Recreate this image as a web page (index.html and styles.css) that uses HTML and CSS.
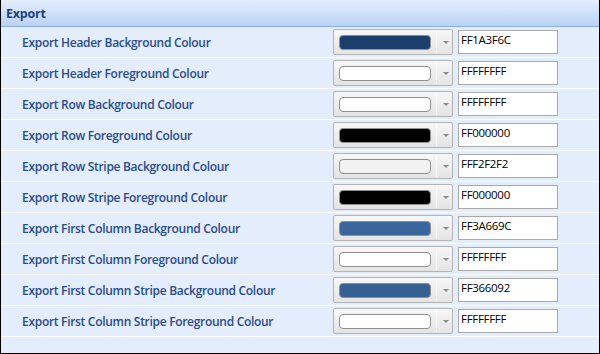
FILE: index.html
```html
<!DOCTYPE html>
<html lang="en">
<head>
    <meta charset="UTF-8">
    <title>Export Settings</title>
    <link rel="stylesheet" href="styles.css">
</head>
<body>

    <div class="panel">
        <div class="panel-header">Export</div>

        <div class="row">
            <span class="label">Export Header Background Colour</span>
            <div class="combo"><span class="swatch" style="background:#1A3F6C"></span><span class="drop"></span></div>
            <input class="hex" type="text" value="FF1A3F6C">
        </div>
        <div class="row">
            <span class="label">Export Header Foreground Colour</span>
            <div class="combo"><span class="swatch" style="background:#FFFFFF"></span><span class="drop"></span></div>
            <input class="hex" type="text" value="FFFFFFFF">
        </div>
        <div class="row">
            <span class="label">Export Row Background Colour</span>
            <div class="combo"><span class="swatch" style="background:#FFFFFF"></span><span class="drop"></span></div>
            <input class="hex" type="text" value="FFFFFFFF">
        </div>
        <div class="row">
            <span class="label">Export Row Foreground Colour</span>
            <div class="combo"><span class="swatch" style="background:#000000"></span><span class="drop"></span></div>
            <input class="hex" type="text" value="FF000000">
        </div>
        <div class="row">
            <span class="label">Export Row Stripe Background Colour</span>
            <div class="combo"><span class="swatch" style="background:#F2F2F2"></span><span class="drop"></span></div>
            <input class="hex" type="text" value="FFF2F2F2">
        </div>
        <div class="row">
            <span class="label">Export Row Stripe Foreground Colour</span>
            <div class="combo"><span class="swatch" style="background:#000000"></span><span class="drop"></span></div>
            <input class="hex" type="text" value="FF000000">
        </div>
        <div class="row">
            <span class="label">Export First Column Background Colour</span>
            <div class="combo"><span class="swatch" style="background:#3A669C"></span><span class="drop"></span></div>
            <input class="hex" type="text" value="FF3A669C">
        </div>
        <div class="row">
            <span class="label">Export First Column Foreground Colour</span>
            <div class="combo"><span class="swatch" style="background:#FFFFFF"></span><span class="drop"></span></div>
            <input class="hex" type="text" value="FFFFFFFF">
        </div>
        <div class="row">
            <span class="label">Export First Column Stripe Background Colour</span>
            <div class="combo"><span class="swatch" style="background:#366092"></span><span class="drop"></span></div>
            <input class="hex" type="text" value="FF366092">
        </div>
        <div class="row">
            <span class="label">Export First Column Stripe Foreground Colour</span>
            <div class="combo"><span class="swatch" style="background:#FFFFFF"></span><span class="drop"></span></div>
            <input class="hex" type="text" value="FFFFFFFF">
        </div>
    </div>

</body>
</html>
```

FILE: styles.css
```css
body {
    margin: 0;
    padding: 0;
    font-family: "Open Sans", "Noto Sans", sans-serif;
}

.panel {
    width: 600px;
    height: 354px;
    box-sizing: border-box;
    border: 1px solid #000;
    border-top: 0;
    background-color: #e3edfb;
}

.panel-header {
    height: 26px;
    line-height: 27px;
    padding-left: 5px;
    border-bottom: 1px solid #8db0e2;
    background: linear-gradient(to bottom, #e4eefc, #b9d2f4);
    color: #1e3f7e;
    font-size: 12.5px;
    font-weight: 700;
    letter-spacing: -0.2px;
}

.row {
    display: flex;
    align-items: center;
    height: 30px;
    padding-left: 21px;
    border-bottom: 1px solid #fff;
}

.label {
    flex: 0 0 311px;
    color: #2a4b8c;
    font-size: 12px;
    font-weight: 600;
    letter-spacing: -0.3px;
}

.combo {
    display: flex;
    align-items: center;
    width: 120px;
    height: 26px;
    box-sizing: border-box;
    padding-left: 5px;
    border: 1px solid #b4b4b4;
    border-radius: 2px;
    background: linear-gradient(to bottom, #f7f7f7, #e4e4e4);
}

.swatch {
    width: 92px;
    height: 15px;
    box-sizing: border-box;
    border: 1px solid #8f8f8f;
    border-radius: 4px;
}

.drop {
    position: relative;
    flex: 1;
    height: 22px;
    margin-left: 5px;
    border-left: 1px solid #fdfdfd;
}

.drop::after {
    content: "";
    position: absolute;
    left: 6px;
    top: 10px;
    border-left: 3px solid transparent;
    border-right: 3px solid transparent;
    border-top: 3px solid #8a8a8a;
}

.hex {
    width: 100px;
    height: 24px;
    box-sizing: border-box;
    margin: 0 0 0 5px;
    padding: 0 2px 6px;
    border: 1px solid #a9a9a9;
    background: #fff;
    color: #000;
    font-family: "Open Sans", "Noto Sans", sans-serif;
    font-size: 11.5px;
    letter-spacing: -0.3px;
    outline: none;
}
```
· · · ·
__Short task__
Set down the material above as is, without any pictures.

__Expected answer__
Recreate this image as a web page (index.html and styles.css) that uses HTML and CSS.
FILE: index.html
```html
<!DOCTYPE html>
<html lang="en">
<head>
    <meta charset="UTF-8">
    <title>Export Settings</title>
    <link rel="stylesheet" href="styles.css">
</head>
<body>

    <div class="panel">
        <div class="panel-header">Export</div>

        <div class="row">
            <span class="label">Export Header Background Colour</span>
            <div class="combo"><span class="swatch" style="background:#1A3F6C"></span><span class="drop"></span></div>
            <input class="hex" type="text" value="FF1A3F6C">
        </div>
        <div class="row">
            <span class="label">Export Header Foreground Colour</span>
            <div class="combo"><span class="swatch" style="background:#FFFFFF"></span><span class="drop"></span></div>
            <input class="hex" type="text" value="FFFFFFFF">
        </div>
        <div class="row">
            <span class="label">Export Row Background Colour</span>
            <div class="combo"><span class="swatch" style="background:#FFFFFF"></span><span class="drop"></span></div>
            <input class="hex" type="text" value="FFFFFFFF">
        </div>
        <div class="row">
            <span class="label">Export Row Foreground Colour</span>
            <div class="combo"><span class="swatch" style="background:#000000"></span><span class="drop"></span></div>
            <input class="hex" type="text" value="FF000000">
        </div>
        <div class="row">
            <span class="label">Export Row Stripe Background Colour</span>
            <div class="combo"><span class="swatch" style="background:#F2F2F2"></span><span class="drop"></span></div>
            <input class="hex" type="text" value="FFF2F2F2">
        </div>
        <div class="row">
            <span class="label">Export Row Stripe Foreground Colour</span>
            <div class="combo"><span class="swatch" style="background:#000000"></span><span class="drop"></span></div>
            <input class="hex" type="text" value="FF000000">
        </div>
        <div class="row">
            <span class="label">Export First Column Background Colour</span>
            <div class="combo"><span class="swatch" style="background:#3A669C"></span><span class="drop"></span></div>
            <input class="hex" type="text" value="FF3A669C">
        </div>
        <div class="row">
            <span class="label">Export First Column Foreground Colour</span>
            <div class="combo"><span class="swatch" style="background:#FFFFFF"></span><span class="drop"></span></div>
            <input class="hex" type="text" value="FFFFFFFF">
        </div>
        <div class="row">
            <span class="label">Export First Column Stripe Background Colour</span>
            <div class="combo"><span class="swatch" style="background:#366092"></span><span class="drop"></span></div>
            <input class="hex" type="text" value="FF366092">
        </div>
        <div class="row">
            <span class="label">Export First Column Stripe Foreground Colour</span>
            <div class="combo"><span class="swatch" style="background:#FFFFFF"></span><span class="drop"></span></div>
            <input class="hex" type="text" value="FFFFFFFF">
        </div>
    </div>

</body>
</html>
```

FILE: styles.css
```css
body {
    margin: 0;
    padding: 0;
    font-family: "Open Sans", "Noto Sans", sans-serif;
}

.panel {
    width: 600px;
    height: 354px;
    box-sizing: border-box;
    border: 1px solid #000;
    border-top: 0;
    background-color: #e3edfb;
}

.panel-header {
    height: 26px;
    line-height: 27px;
    padding-left: 5px;
    border-bottom: 1px solid #8db0e2;
    background: linear-gradient(to bottom, #e4eefc, #b9d2f4);
    color: #1e3f7e;
    font-size: 12.5px;
    font-weight: 700;
    letter-spacing: -0.2px;
}

.row {
    display: flex;
    align-items: center;
    height: 30px;
    padding-left: 21px;
    border-bottom: 1px solid #fff;
}

.label {
    flex: 0 0 311px;
    color: #2a4b8c;
    font-size: 12px;
    font-weight: 600;
    letter-spacing: -0.3px;
}

.combo {
    display: flex;
    align-items: center;
    width: 120px;
    height: 26px;
    box-sizing: border-box;
    padding-left: 5px;
    border: 1px solid #b4b4b4;
    border-radius: 2px;
    background: linear-gradient(to bottom, #f7f7f7, #e4e4e4);
}

.swatch {
    width: 92px;
    height: 15px;
    box-sizing: border-box;
    border: 1px solid #8f8f8f;
    border-radius: 4px;
}

.drop {
    position: relative;
    flex: 1;
    height: 22px;
    margin-left: 5px;
    border-left: 1px solid #fdfdfd;
}

.drop::after {
    content: "";
    position: absolute;
    left: 6px;
    top: 10px;
    border-left: 3px solid transparent;
    border-right: 3px solid transparent;
    border-top: 3px solid #8a8a8a;
}

.hex {
    width: 100px;
    height: 24px;
    box-sizing: border-box;
    margin: 0 0 0 5px;
    padding: 0 2px 6px;
    border: 1px solid #a9a9a9;
    background: #fff;
    color: #000;
    font-family: "Open Sans", "Noto Sans", sans-serif;
    font-size: 11.5px;
    letter-spacing: -0.3px;
    outline: none;
}
```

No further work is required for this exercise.